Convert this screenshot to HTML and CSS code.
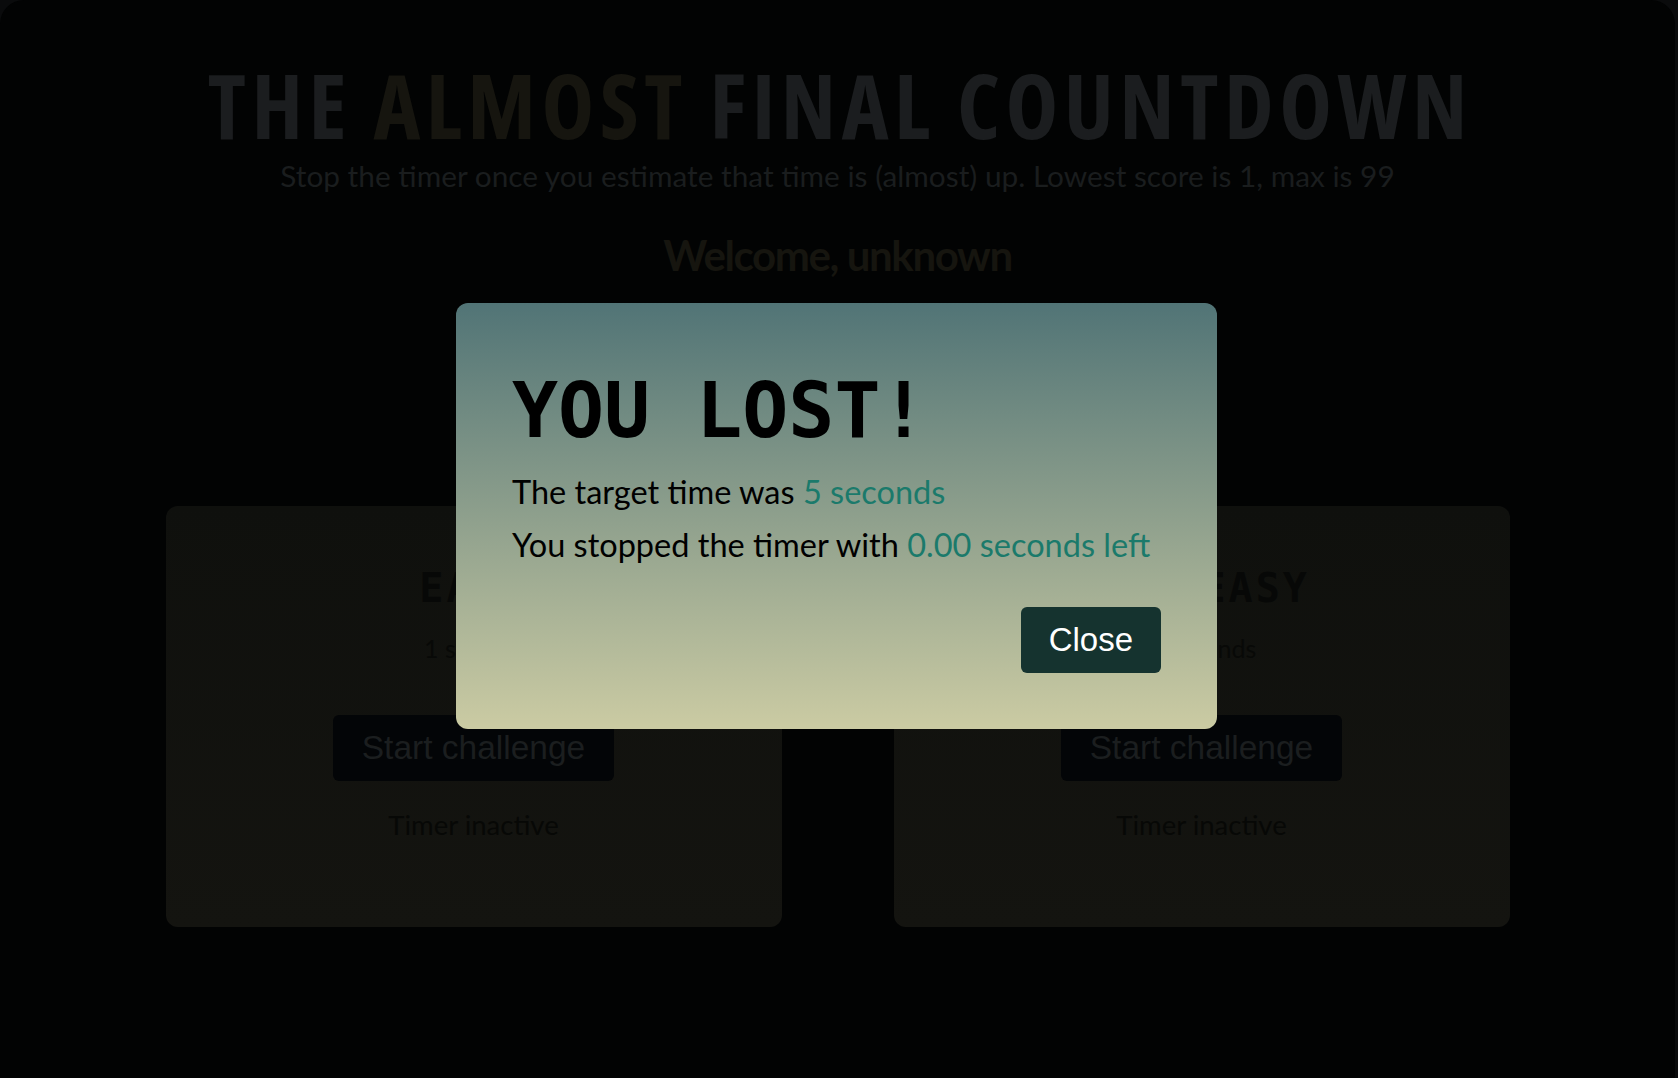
FILE: index.html
```html
<!DOCTYPE html>
<html lang="en">
<head>
<meta charset="utf-8">
<title>The Almost Final Countdown</title>
<link rel="stylesheet" href="styles.css">
</head>
<body>
<div class="content">
  <header class="header">
    <h1 class="title">THE <em class="title-em">ALMOST</em> FINAL COUNTDOWN</h1>
    <p class="subtitle">Stop the timer once you estimate that time is (almost) up. Lowest score is 1, max is 99</p>
  </header>
  <section class="player">
    <h2 class="welcome">Welcome, unknown</h2>
  </section>
  <div class="challenges">
    <section class="challenge">
      <h2 class="challenge-title">EASY</h2>
      <p class="challenge-time">1 second</p>
      <button class="start-btn">Start challenge</button>
      <p class="timer-status">Timer inactive</p>
    </section>
    <section class="challenge">
      <h2 class="challenge-title">NOT EASY</h2>
      <p class="challenge-time">5 seconds</p>
      <button class="start-btn">Start challenge</button>
      <p class="timer-status">Timer inactive</p>
    </section>
  </div>
</div>
<div class="modal">
  <h2 class="modal-title">YOU LOST!</h2>
  <p class="modal-line">The target time was <strong class="accent">5 seconds</strong></p>
  <p class="modal-line">You stopped the timer with <strong class="accent">0.00 seconds left</strong></p>
  <div class="modal-actions">
    <button class="close-btn">Close</button>
  </div>
</div>
</body>
</html>
```
FILE: styles.css
```css
* {
  box-sizing: border-box;
}

html {
  background: #0a0b0c;
  font-family: "Lato", "Noto Sans", sans-serif;
}

body {
  margin: 0;
  padding: 0 3px 0 0;
}

.content {
  background: #020303;
  border-radius: 24px;
  min-height: 1120px;
  padding-top: 58px;
}

.header {
  text-align: center;
}

.title {
  margin: 0;
  padding-left: 5.5px;
  font-family: "Open Sans", "Lato", sans-serif;
  font-stretch: 75%;
  font-weight: 700;
  font-size: 89px;
  letter-spacing: 5.5px;
  line-height: 1.05;
  color: #1b1d1f;
}

.title-em {
  font-style: normal;
  color: #16150f;
}

.subtitle {
  margin: 7px 0 0;
  font-size: 29.8px;
  line-height: 1.2;
  color: #1a1d1e;
}

.player {
  text-align: center;
  margin-top: 30px;
}

.welcome {
  margin: 0;
  font-size: 42px;
  font-weight: 700;
  letter-spacing: -1.4px;
  line-height: 1.5;
  color: #16150f;
}

.challenges {
  width: 1344px;
  margin: 219px auto 0;
  display: grid;
  grid-template-columns: 1fr 1fr;
  gap: 112px;
}

.challenge {
  display: flex;
  flex-direction: column;
  align-items: center;
  padding: 59px 24px 82px;
  border-radius: 12px;
  background: linear-gradient(#0f100d, #141410);
}

.challenge-title {
  margin: 0;
  font-family: "DejaVu Sans Mono", monospace;
  font-weight: 700;
  font-size: 40px;
  letter-spacing: 3px;
  line-height: normal;
  color: #070807;
}

.challenge-time {
  margin: 19px 0 0;
  font-size: 25px;
  line-height: 1.5;
  color: #080907;
}

.start-btn {
  margin-top: 47px;
  border: none;
  border-radius: 6px;
  padding: 14px 29px;
  background: #030507;
  color: #1b1e1f;
  font-family: "Liberation Sans", Arial, sans-serif;
  font-size: 33.5px;
  line-height: normal;
}

.timer-status {
  margin: 23px 0 0;
  font-size: 27.5px;
  line-height: 1.5;
  color: #070806;
}

.modal {
  position: fixed;
  top: 303px;
  left: calc(50% - 383px);
  width: 761px;
  padding: 64px 56px 56px;
  border-radius: 12px;
  background: linear-gradient(#517476, #cbcba3);
  color: #000;
}

.modal-title {
  margin: 0;
  font-family: "DejaVu Sans Mono", monospace;
  font-weight: 700;
  font-size: 76.5px;
  line-height: 87px;
}

.modal-line {
  margin: 15px 0 0;
  font-size: 32.5px;
  line-height: 45px;
}

.modal-line + .modal-line {
  margin-top: 8px;
}

.accent {
  font-weight: 400;
  color: #1b7a6b;
}

.modal-actions {
  display: flex;
  justify-content: flex-end;
  margin-top: 40px;
}

.close-btn {
  border: none;
  border-radius: 6px;
  padding: 14px 28px;
  background: #15332f;
  color: #fff;
  font-family: "Liberation Sans", Arial, sans-serif;
  font-size: 33px;
  line-height: normal;
}
```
***
→ EXERCISE
Give all the lines above again, character for character, without pictures.

→ COMPLETE RESPONSE
Convert this screenshot to HTML and CSS code.
FILE: index.html
```html
<!DOCTYPE html>
<html lang="en">
<head>
<meta charset="utf-8">
<title>The Almost Final Countdown</title>
<link rel="stylesheet" href="styles.css">
</head>
<body>
<div class="content">
  <header class="header">
    <h1 class="title">THE <em class="title-em">ALMOST</em> FINAL COUNTDOWN</h1>
    <p class="subtitle">Stop the timer once you estimate that time is (almost) up. Lowest score is 1, max is 99</p>
  </header>
  <section class="player">
    <h2 class="welcome">Welcome, unknown</h2>
  </section>
  <div class="challenges">
    <section class="challenge">
      <h2 class="challenge-title">EASY</h2>
      <p class="challenge-time">1 second</p>
      <button class="start-btn">Start challenge</button>
      <p class="timer-status">Timer inactive</p>
    </section>
    <section class="challenge">
      <h2 class="challenge-title">NOT EASY</h2>
      <p class="challenge-time">5 seconds</p>
      <button class="start-btn">Start challenge</button>
      <p class="timer-status">Timer inactive</p>
    </section>
  </div>
</div>
<div class="modal">
  <h2 class="modal-title">YOU LOST!</h2>
  <p class="modal-line">The target time was <strong class="accent">5 seconds</strong></p>
  <p class="modal-line">You stopped the timer with <strong class="accent">0.00 seconds left</strong></p>
  <div class="modal-actions">
    <button class="close-btn">Close</button>
  </div>
</div>
</body>
</html>
```
FILE: styles.css
```css
* {
  box-sizing: border-box;
}

html {
  background: #0a0b0c;
  font-family: "Lato", "Noto Sans", sans-serif;
}

body {
  margin: 0;
  padding: 0 3px 0 0;
}

.content {
  background: #020303;
  border-radius: 24px;
  min-height: 1120px;
  padding-top: 58px;
}

.header {
  text-align: center;
}

.title {
  margin: 0;
  padding-left: 5.5px;
  font-family: "Open Sans", "Lato", sans-serif;
  font-stretch: 75%;
  font-weight: 700;
  font-size: 89px;
  letter-spacing: 5.5px;
  line-height: 1.05;
  color: #1b1d1f;
}

.title-em {
  font-style: normal;
  color: #16150f;
}

.subtitle {
  margin: 7px 0 0;
  font-size: 29.8px;
  line-height: 1.2;
  color: #1a1d1e;
}

.player {
  text-align: center;
  margin-top: 30px;
}

.welcome {
  margin: 0;
  font-size: 42px;
  font-weight: 700;
  letter-spacing: -1.4px;
  line-height: 1.5;
  color: #16150f;
}

.challenges {
  width: 1344px;
  margin: 219px auto 0;
  display: grid;
  grid-template-columns: 1fr 1fr;
  gap: 112px;
}

.challenge {
  display: flex;
  flex-direction: column;
  align-items: center;
  padding: 59px 24px 82px;
  border-radius: 12px;
  background: linear-gradient(#0f100d, #141410);
}

.challenge-title {
  margin: 0;
  font-family: "DejaVu Sans Mono", monospace;
  font-weight: 700;
  font-size: 40px;
  letter-spacing: 3px;
  line-height: normal;
  color: #070807;
}

.challenge-time {
  margin: 19px 0 0;
  font-size: 25px;
  line-height: 1.5;
  color: #080907;
}

.start-btn {
  margin-top: 47px;
  border: none;
  border-radius: 6px;
  padding: 14px 29px;
  background: #030507;
  color: #1b1e1f;
  font-family: "Liberation Sans", Arial, sans-serif;
  font-size: 33.5px;
  line-height: normal;
}

.timer-status {
  margin: 23px 0 0;
  font-size: 27.5px;
  line-height: 1.5;
  color: #070806;
}

.modal {
  position: fixed;
  top: 303px;
  left: calc(50% - 383px);
  width: 761px;
  padding: 64px 56px 56px;
  border-radius: 12px;
  background: linear-gradient(#517476, #cbcba3);
  color: #000;
}

.modal-title {
  margin: 0;
  font-family: "DejaVu Sans Mono", monospace;
  font-weight: 700;
  font-size: 76.5px;
  line-height: 87px;
}

.modal-line {
  margin: 15px 0 0;
  font-size: 32.5px;
  line-height: 45px;
}

.modal-line + .modal-line {
  margin-top: 8px;
}

.accent {
  font-weight: 400;
  color: #1b7a6b;
}

.modal-actions {
  display: flex;
  justify-content: flex-end;
  margin-top: 40px;
}

.close-btn {
  border: none;
  border-radius: 6px;
  padding: 14px 28px;
  background: #15332f;
  color: #fff;
  font-family: "Liberation Sans", Arial, sans-serif;
  font-size: 33px;
  line-height: normal;
}
```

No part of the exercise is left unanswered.